There is palpable concern among moderate Democrats that the party will squander precious pick-up opportunities in the midterms, and even allow Trump to get reelected in 2020, by nominating unelectable liberals. One episode that gives credence to their fears: When House Democrats went to their February retreat in Baltimore, several progressive groups protested that a Third Way executive was even invited to speak about how the party could find its way out of the wilderness.

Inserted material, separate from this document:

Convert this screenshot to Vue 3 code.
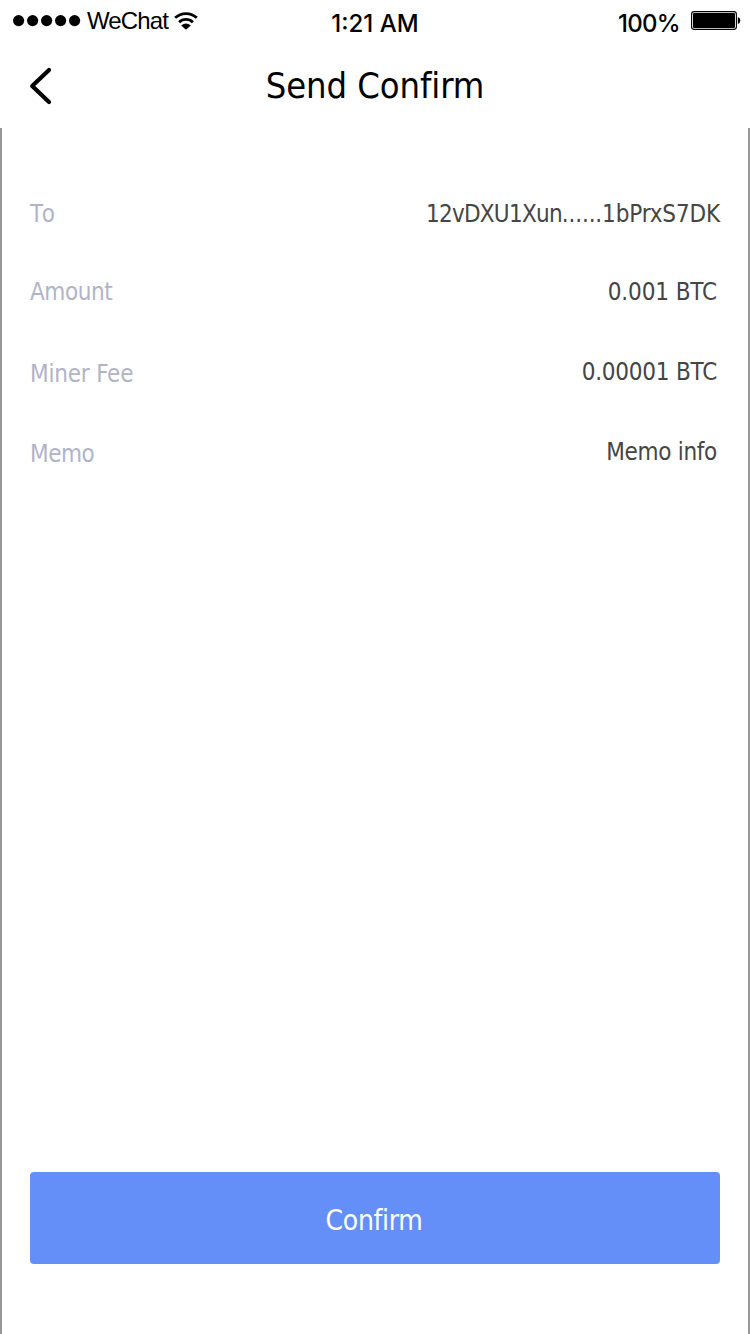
<script setup>
const rows = [
  { key: 'to', label: 'To', value: ['12vDXU1Xun', '......1bPrxS7DK'] },
  { key: 'amount', label: 'Amount', value: ['0.001 BTC'] },
  { key: 'fee', label: 'Miner Fee', value: ['0.00001 BTC'] },
  { key: 'memo', label: 'Memo', value: ['Memo info'] },
]
</script>

<template>
  <div class="screen">
    <header class="top">
      <div class="status">
        <div class="carrier">
          <svg class="signal" width="68" height="12" viewBox="0 0 68 12">
            <circle v-for="n in 5" :key="n" :cx="n * 14 - 8.4" cy="5.6" r="5.6" />
          </svg>
          <span class="network">WeChat</span>
          <svg class="wifi" width="24" height="18" viewBox="0 0 24 18">
            <path d="M1.2 5.8C7.1 0.1 16.9 0.1 22.8 5.8" />
            <path d="M5.1 10.2C9 6.5 15 6.5 18.9 10.2" />
            <path class="solid" d="M7.2 13.4Q12 9.8 16.8 13.4L12 17.8Z" />
          </svg>
        </div>
        <span class="clock">1:21 AM</span>
        <div class="power">
          <span class="percent">100%</span>
          <svg class="battery" width="50" height="20" viewBox="0 0 50 20">
            <rect class="case" x="0.6" y="0.6" width="44.8" height="17.8" rx="2.6" />
            <rect x="2" y="2" width="42" height="15" rx="1.3" />
            <path d="M46.8 6Q49.3 6.6 49.3 9.5T46.8 13Z" />
          </svg>
        </div>
      </div>
      <nav class="bar">
        <svg class="back" width="24" height="38" viewBox="0 0 24 38">
          <path d="M20 3L3.2 19L20 35" />
        </svg>
        <h1 class="title">Send Confirm</h1>
      </nav>
    </header>
    <main class="body">
      <dl class="details">
        <div v-for="row in rows" :key="row.key" class="row" :class="row.key">
          <dt>{{ row.label }}</dt>
          <dd><span v-for="part in row.value" :key="part">{{ part }}</span></dd>
        </div>
      </dl>
      <button class="confirm" type="button"><span>Confirm</span></button>
    </main>
  </div>
</template>

<style>
body { margin: 0; background: #fff; }
</style>

<style scoped>
.screen {
  display: flex;
  flex-direction: column;
  box-sizing: border-box;
  width: 750px;
  height: 1334px;
  overflow: hidden;
  background: #fff;
  color: #000;
  font-family: "DejaVu Sans Condensed", "DejaVu Sans", sans-serif;
  font-stretch: condensed;
  font-variant-ligatures: none;
}
.top { height: 128px; flex: none; }
.status {
  display: grid;
  grid-template-columns: 250px 250px 250px;
  height: 44px;
  white-space: nowrap;
}
.carrier { display: flex; align-items: flex-start; padding-left: 13px; }
.signal { margin-top: 15px; }
.network {
  width: 81px;
  margin: 6px 6px 0;
  font: 24px/30px "Liberation Sans", sans-serif;
  letter-spacing: -0.85px;
}
.wifi { margin-top: 12px; }
.wifi path { fill: none; stroke: #000; stroke-width: 2.8; }
.wifi .solid { fill: #000; stroke: none; }
.clock {
  padding-top: 9px;
  text-align: center;
  font: 500 24px/30px Inter, sans-serif;
}
.power { display: flex; justify-content: flex-end; padding-right: 9px; }
.percent {
  margin: 9px 11px 0 0;
  font: 500 24px/30px Inter, sans-serif;
  letter-spacing: -0.7px;
}
.battery { margin-top: 11px; }
.battery .case { fill: none; stroke: #000; stroke-width: 1.1; }
.bar {
  display: grid;
  grid-template-columns: 100px 1fr 100px;
  height: 84px;
}
.back { margin: 23px 0 0 29px; }
.back path {
  fill: none;
  stroke: #000;
  stroke-width: 4.2;
  stroke-linecap: round;
  stroke-linejoin: round;
}
.title {
  margin: 18px 0 0;
  font-size: 36px;
  line-height: 48px;
  font-weight: 400;
  letter-spacing: -0.08px;
  text-align: center;
}
.body {
  display: flex;
  flex-direction: column;
  justify-content: space-between;
  flex: 1;
  box-sizing: border-box;
  padding: 66px 28px 70px;
  border: solid #979797;
  border-width: 0 2px;
}
.details { margin: 0; font-size: 24px; line-height: 40px; }
.row { display: flex; justify-content: space-between; height: 40px; margin-bottom: 40px; }
.row.to { margin-bottom: 38px; }
.row dt { color: #b1b4c8; }
.row dd { margin: 0 3px 0 0; color: #454545; }
.row.to dt { font-kerning: none; letter-spacing: -1.5px; }
.row.to dd { margin-right: 0; letter-spacing: -0.15px; }
.row.to dd span:first-child { letter-spacing: -0.75px; }
.row.amount dt { letter-spacing: -0.45px; }
.row.amount dd { letter-spacing: -0.12px; }
.row.fee dt { letter-spacing: -0.2px; }
.row.fee dd { letter-spacing: -0.22px; }
.row.memo dt { letter-spacing: -0.5px; }
.row.memo dd { letter-spacing: -0.3px; }
.row.fee dt, .row.memo dt { padding-top: 2px; }
.confirm {
  height: 92px;
  padding: 6px 2px 0 0;
  border: 0;
  border-radius: 4px;
  background: #648ff9;
  color: #fff;
  font-family: inherit;
  font-stretch: condensed;
  font-size: 28px;
  line-height: 40px;
  letter-spacing: -0.35px;
}
</style>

Third Way believes Democrats must embrace ideological diversity to take back legislative seats that were lost during the Obama era at the federal and state level. "There are a lot of different kinds of candidates and policies we're going to have to welcome into the coalition to win," Hatalsky said. "There's no single kind of candidate that would resonate in all these places. The idea of purification - that we just need one kind of person who is going to bring us the majority - is not borne out by how different these places look. . . . The upshot from our perspective is that we need an all-of-the-above strategy. We need to take a wider look at the kinds of candidates you need and the sort of agenda to address."

When I spoke by phone with Hatalsky, she was between interviews with voters in the Little Havana neighborhood of Miami. It's part of a national tour that she has embarked on to better understand the dynamics in GOP-held Clinton districts and Democratic-held Trump districts. Little Havana is in the heart of a Florida district that has been represented by retiring Republican Rep. Ileana Ros-Lehtinen since 1989. Clinton won there by more than 20 points.

"Both in thriving suburban communities and fast growing diverse regions, these folks are mostly not in poverty," Hatalsky said. "They're in the growing middle class. They see their fortunes rising. They have different perspectives about how the economy impacts their life. They're not looking for more safety nets. They're looking for more opportunities."